An anomaly is an unknown deviation from the common expectation, and can be caused by any number of random factors along the chain, such as a signal fluctuation during transmission that causes a loss of data, or a user error. It does not inherently imply a bug exists, since a bug is something which generally has a consistent cause that can be repeated, traced and fixed. I use the term anomaly in the sense that there is an unknown variable, which is why I asked if anyone else has seen it occur. Apparently the answer to that question is no, which makes it even more of an anomaly than before. Of course, I'm inherently a philosopher, not a programmer, so I tend to use terms differently than others do quite often.
As for "compressed" versus "uncompressed" the answer should be obvious. Kindlegen applies compression to input images (assuming you do not use the -C0 option in the command line).

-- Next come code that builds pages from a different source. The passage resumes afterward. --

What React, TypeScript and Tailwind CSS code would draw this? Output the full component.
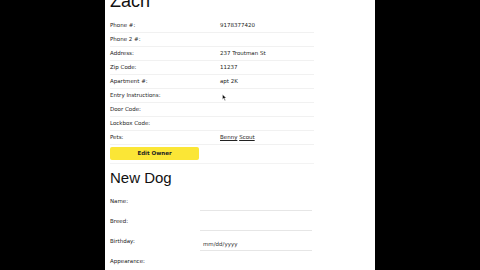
import React from "react";

const rows: [string, React.ReactNode][] = [
  ["Phone #:", "9178377420"],
  ["Phone 2 #:", ""],
  ["Address:", "237 Troutman St"],
  ["Zip Code:", "11237"],
  ["Apartment #:", "apt 2K"],
  ["Entry Instructions:", ""],
  ["Door Code:", ""],
  ["Lockbox Code:", ""],
  [
    "Pets:",
    <span>
      <span className="underline">Benny</span> <span className="underline">Scout</span>
    </span>,
  ],
];

const dogFields = ["Name:", "Breed:", "Birthday:", "Appearance:"];

export default function App() {
  return (
    <div className="w-[480px] h-[270px] bg-black flex overflow-hidden">
      <div className="relative ml-[105px] w-[270px] h-[270px] bg-white overflow-hidden pl-[5px] text-[#222]" style={{ fontFamily: "'DejaVu Sans', Verdana, sans-serif" }}>
        <div className="-mt-[9px] h-[28px] text-[18px] leading-[20px] text-[#111]" style={{ fontFamily: "'Liberation Sans', Arial, sans-serif" }}>
          Zach
        </div>
        <div className="w-[204px]">
          {rows.map(([label, value], i) => (
            <div key={i} className="flex h-[14px] items-center border-b border-[#f1f1f1] text-[5.5px]">
              <div className="w-[110px]">{label}</div>
              <div>{value}</div>
            </div>
          ))}
        </div>
        <div className="mt-[2px] w-[89px] h-[13px] rounded-[2px] bg-[#fbe636] flex items-center justify-center text-[5.5px] font-bold text-[#222]">
          Edit Owner
        </div>
        <div className="mt-[3px] w-[204px] border-b border-[#f3f3f3]"></div>
        <div className="mt-[5px] h-[20px] text-[15px] leading-[18px] text-[#111]" style={{ fontFamily: "'Liberation Sans', Arial, sans-serif" }}>
          New Dog
        </div>
        <div className="mt-[6px]">
          {dogFields.map((f, i) => (
            <div key={i} className="flex h-[20px] text-[5.5px]">
              <div className="w-[90px] pt-[2px]">{f}</div>
              <div className="w-[112px] h-[16px] border-b border-[#e6e6e6] flex items-end pb-[2px] pl-[3px] text-[#333]">
                {f === "Birthday:" ? "mm/dd/yyyy" : ""}
              </div>
            </div>
          ))}
        </div>
        <svg className="absolute left-[117px] top-[94px]" width="5" height="7" viewBox="0 0 10 14">
          <path d="M1 1 L1 11 L3.5 8.5 L5.5 13 L7 12.3 L5 8 L8.5 8 Z" fill="#111" stroke="#fff" strokeWidth="0.8" />
        </svg>
      </div>
    </div>
  );
}
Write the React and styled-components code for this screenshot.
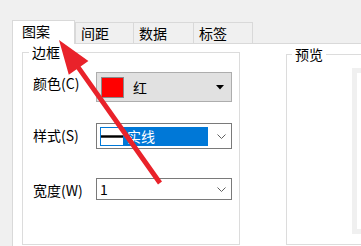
import React from 'react';
import styled, { createGlobalStyle } from 'styled-components';

// =============================================
// GLOBAL
// =============================================
const GlobalStyle = createGlobalStyle`
  html, body {
    margin: 0;
    padding: 0;
    background: #f0f0f0;
  }
  body {
    font-family: "Noto Sans CJK SC", "Liberation Sans", sans-serif;
    font-size: 14px;
    color: #000;
  }
`;

const TABS = [
  { label: '图案', width: 63, active: true },
  { label: '间距', width: 58 },
  { label: '数据', width: 60 },
  { label: '标签', width: 60, last: true },
];

const Chevron = () => (
  <svg width="9" height="5" viewBox="0 0 9 5">
    <polyline points="0.5,0.5 4.5,4.5 8.5,0.5" fill="none" stroke="#606060" strokeWidth="1" />
  </svg>
);

const DropTriangle = () => (
  <svg width="8" height="5" viewBox="0 0 8 5">
    <polygon points="0,0 8,0 4,4.5" fill="#000" />
  </svg>
);

const Arrow = () => (
  <ArrowLayer viewBox="0 0 361 246" width="361" height="246">
    <polygon
      points="59,40 88.4,60.9 80.6,66.4 162,181.6 158,184.4 76.6,69.2 68.8,74.7"
      fill="#e9222a"
    />
  </ArrowLayer>
);

const App = () => {
  return (
    <Window>
      <GlobalStyle />
      <TabStrip>
        {TABS.map((tab) => (
          <Tab key={tab.label} $w={tab.width} $active={tab.active} $last={tab.last}>
            {tab.label}
          </Tab>
        ))}
      </TabStrip>

      <Page>
        <Group $w={218} $h={200} $top={1}>
          <Legend $ml={6}>边框</Legend>
          <Form>
            <Row $mt={13}>
              <FieldLabel $pt={4}>颜色(C)</FieldLabel>
              <ColorCombo>
                <Swatch />
                <ComboText $ml={9}>红</ComboText>
                <ComboArrow $mr={7}>
                  <DropTriangle />
                </ComboArrow>
              </ColorCombo>
            </Row>

            <Row $mt={21}>
              <FieldLabel $pt={5}>样式(S)</FieldLabel>
              <Combo $h={26}>
                <Selection>
                  <LineSample>
                    <LineBar />
                  </LineSample>
                  <SelectionText>实线</SelectionText>
                </Selection>
                <ComboArrow $mr={5}>
                  <Chevron />
                </ComboArrow>
              </Combo>
            </Row>

            <Row $mt={29}>
              <FieldLabel $pt={5}>宽度(W)</FieldLabel>
              <Combo $h={22}>
                <ComboText $ml={3}>1</ComboText>
                <ComboArrow $mr={5}>
                  <Chevron />
                </ComboArrow>
              </Combo>
            </Row>
          </Form>
        </Group>

        <Group $w={140} $h={198} $top={3} $ml={46}>
          <Legend $ml={5}>预览</Legend>
          <PreviewFrame />
        </Group>
      </Page>

      <Arrow />
    </Window>
  );
};

export default App;

// =============================================
// STYLES
// =============================================
const Window = styled.div`
  position: relative;
  width: 361px;
  height: 246px;
  overflow: hidden;
  background: #f0f0f0;
  display: flex;
  flex-direction: column;
`;

const TabStrip = styled.div`
  display: flex;
  align-items: flex-end;
  height: 43px;
  padding-left: 12px;
  box-sizing: border-box;
  flex-shrink: 0;
`;

const Tab = styled.div`
  position: relative;
  z-index: ${(p) => (p.$active ? 2 : 1)};
  box-sizing: border-box;
  width: ${(p) => p.$w}px;
  height: ${(p) => (p.$active ? 24 : 21)}px;
  margin-bottom: ${(p) => (p.$active ? -1 : 0)}px;
  padding: 3px 0 0 ${(p) => (p.$active ? 9 : 5)}px;
  background: ${(p) => (p.$active ? '#fff' : '#f0f0f0')};
  border-top: 1px solid #d9d9d9;
  border-left: 1px solid #d9d9d9;
  border-right: ${(p) => (p.$active || p.$last ? '1px solid #d9d9d9' : 'none')};
  line-height: 14px;
  white-space: nowrap;
`;

const Page = styled.div`
  flex: 1;
  display: flex;
  align-items: flex-start;
  margin-left: 12px;
  padding-left: 9px;
  background: #fff;
  border-top: 1px solid #d9d9d9;
  border-left: 1px solid #d9d9d9;
  min-width: 0;
`;

const Group = styled.fieldset`
  box-sizing: border-box;
  flex-shrink: 0;
  width: ${(p) => p.$w}px;
  height: ${(p) => p.$h}px;
  margin: ${(p) => p.$top}px 0 0 ${(p) => p.$ml || 0}px;
  padding: 0;
  border: 1px solid #dcdcdc;
  min-inline-size: 0;
`;

const Legend = styled.legend`
  margin-left: ${(p) => p.$ml}px;
  padding: 0 3px;
  line-height: 14px;
  font-size: 14px;
`;

const Form = styled.div`
  padding-left: 10px;
`;

const Row = styled.div`
  display: grid;
  grid-template-columns: 63px 136px;
  align-items: start;
  margin-top: ${(p) => p.$mt}px;
`;

const FieldLabel = styled.div`
  padding-top: ${(p) => p.$pt}px;
  line-height: 14px;
  white-space: nowrap;
`;

const ColorCombo = styled.div`
  box-sizing: border-box;
  height: 30px;
  display: flex;
  align-items: center;
  padding-left: 4px;
  background: #e1e1e1;
  border: 1px solid #adadad;
`;

const Swatch = styled.div`
  box-sizing: border-box;
  width: 23px;
  height: 21px;
  background: #ff0000;
  border: 1px solid #8a8a8a;
`;

const Combo = styled.div`
  box-sizing: border-box;
  height: ${(p) => p.$h}px;
  display: flex;
  align-items: center;
  background: #fff;
  border: 1px solid #7a7a7a;
`;

const ComboText = styled.span`
  margin-left: ${(p) => p.$ml}px;
  line-height: 14px;
`;

const ComboArrow = styled.span`
  display: flex;
  margin-left: auto;
  margin-right: ${(p) => p.$mr}px;
`;

const Selection = styled.div`
  display: flex;
  align-items: center;
  width: 108px;
  height: 19px;
  margin-left: 3px;
  background: #0078d7;
`;

const LineSample = styled.div`
  display: flex;
  align-items: center;
  width: 22px;
  height: 17px;
  margin-left: 1px;
  background: #fff;
`;

const LineBar = styled.div`
  width: 100%;
  height: 3px;
  background: linear-gradient(#6a6a6a, #000 50%, #6a6a6a);
`;

const SelectionText = styled.span`
  margin-left: 4px;
  color: #fff;
  line-height: 14px;
`;

const PreviewFrame = styled.div`
  box-sizing: border-box;
  width: 100px;
  height: 166px;
  margin: 7px 0 0 65px;
  background: #fff;
  border: 5px solid #f0f0f0;
`;

const ArrowLayer = styled.svg`
  position: absolute;
  top: 0;
  left: 0;
  pointer-events: none;
  z-index: 5;
`;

The resulting "compressed" images are sent to standard resolution devices, and I presume these are what end up in the mobi7/mobi8 images folders on extraction. The original source images remain "uncompressed" (i.e. not resized in either resolution or file size), and these I assume are contained in the .azw3 file as well as the kindlegensrc.zip, deriving now from those stored in the HD CONTAINER if I understand correctly.
I've asked Aaron to post the file in question, but whether he will or not is up to him.
I don't really need the DumpMobiHeader script, as you've answered my question sufficiently. For practical purposes of content creation all I needed to know was where the images exist, and in what form, in order to control the file size for distribution.
Thanks!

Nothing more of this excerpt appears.